Repenser le primaire

Pour arriver à des taux de réussite satisfaisants en secondaire, il faudrait toutefois commencer par repenser le primaire. Ces classes doivent enseigner la maîtrise de la langue et la logique à nos élèves pour qu’elles soient évaluées par les examens du CEB. Autrement dit, leur apprendre à lire, à écrire et à compter. Si celles-ci ne sont pas acquises, les autres savoirs ne peuvent être enseignés correctement.

Le français des instituteurs doit donc être impeccable afin de donner aux élèves l’exemple d’une langue à la syntaxe irréprochable et au vocabulaire généreux, permettant d’égaliser ainsi les conditions et de réifier l’idéal du mérite.

Enfin, le rôle de l’école dans une démocratie libérale n’étant pas d’enseigner une idéologie, le focus devrait être placé sur les conduites plutôt que sur les valeurs. L’emphase serait ainsi mise sur la politesse plutôt que sur le politiquement correct. Le civisme et l’excellence naissent plus souvent de la rigueur demandée par le français et la logique que par les bons sentiments suscités suite à la visite d’un mémorial.

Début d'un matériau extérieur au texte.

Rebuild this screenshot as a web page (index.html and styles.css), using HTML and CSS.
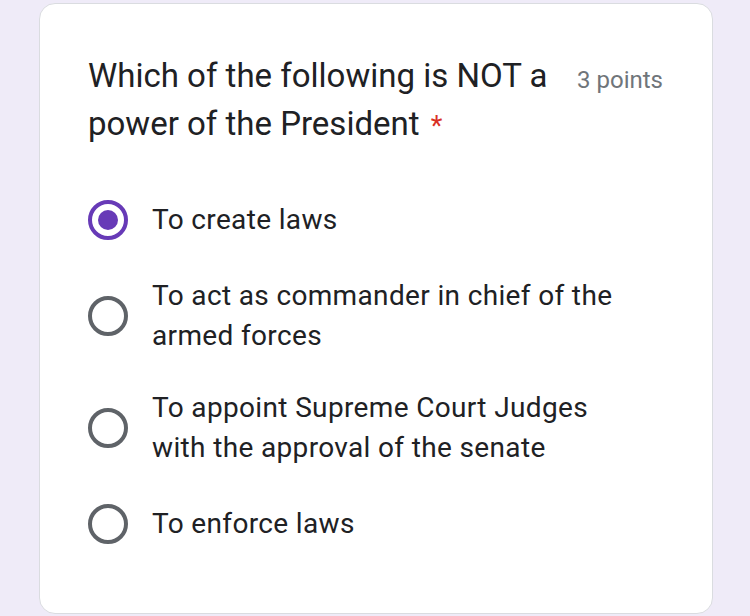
FILE: index.html
```html
<!DOCTYPE html>
<html>
<head>
<meta charset="utf-8">
<link rel="stylesheet" href="styles.css">
</head>
<body>
<div class="page">
  <div class="card">
    <div class="header">
      <div class="title">Which of the following is NOT a power of the President <span class="req">*</span></div>
      <div class="points">3 points</div>
    </div>
    <div class="options">
      <div class="option">
        <div class="radio checked"><span class="dot"></span></div>
        <div class="label">To create laws</div>
      </div>
      <div class="option">
        <div class="radio"></div>
        <div class="label">To act as commander in chief of the armed forces</div>
      </div>
      <div class="option">
        <div class="radio"></div>
        <div class="label">To appoint Supreme Court Judges with the approval of the senate</div>
      </div>
      <div class="option">
        <div class="radio"></div>
        <div class="label">To enforce laws</div>
      </div>
    </div>
  </div>
</div>
</body>
</html>
```
FILE: styles.css
```css
html, body {
  margin: 0;
  padding: 0;
  background: #efebf8;
}
.page {
  width: 750px;
  height: 616px;
  box-sizing: border-box;
  padding: 3px 37px 2px 39px;
}
.card {
  box-sizing: border-box;
  height: 611px;
  background: #fff;
  border: 1px solid #dadce0;
  border-radius: 16px;
  padding: 48px 49px 0 48px;
}
.header {
  display: flex;
  align-items: flex-start;
}
.title {
  flex: 1;
  font-family: Roboto, "Liberation Sans", sans-serif;
  font-size: 33px;
  line-height: 48px;
  color: #202124;
}
.req {
  color: #d93025;
  margin-left: 3px;
  font-size: 27px;
  line-height: 1;
}
.points {
  font-family: Roboto, "Liberation Sans", sans-serif;
  font-size: 24px;
  line-height: 48px;
  padding-top: 4px;
  color: #70757a;
  margin-left: 20px;
  white-space: nowrap;
}
.options {
  display: flex;
  flex-direction: column;
  gap: 32px;
  margin-top: 48px;
  padding-right: 40px;
}
.option {
  display: flex;
  align-items: center;
  gap: 24px;
  min-height: 48px;
}
.radio {
  flex: none;
  width: 40px;
  height: 40px;
  box-sizing: border-box;
  border: 4px solid #5f6368;
  border-radius: 50%;
  display: flex;
  align-items: center;
  justify-content: center;
}
.radio.checked {
  border-color: #673ab7;
}
.dot {
  width: 20px;
  height: 20px;
  border-radius: 50%;
  background: #673ab7;
}
.label {
  font-family: Roboto, "Liberation Sans", sans-serif;
  font-size: 28px;
  line-height: 40px;
  letter-spacing: 0.35px;
  color: #202124;
}
```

Supprimons la distinction entre l’enseignement de transition et l’enseignement qualifiant en soumettant tous les élèves de 6e secondaire aux mêmes CESS d’humanités, faisons du primaire une école d’excellence où les savoirs structurants priment sur l’idéologie et nous pourrons nous vanter que nos écoles ont retrouvé leur fonction première : former des citoyens responsables, actifs, critiques et solidaires, capables de voter de manière éclairée et de participer qualitativement à l’activité économique de ce pays.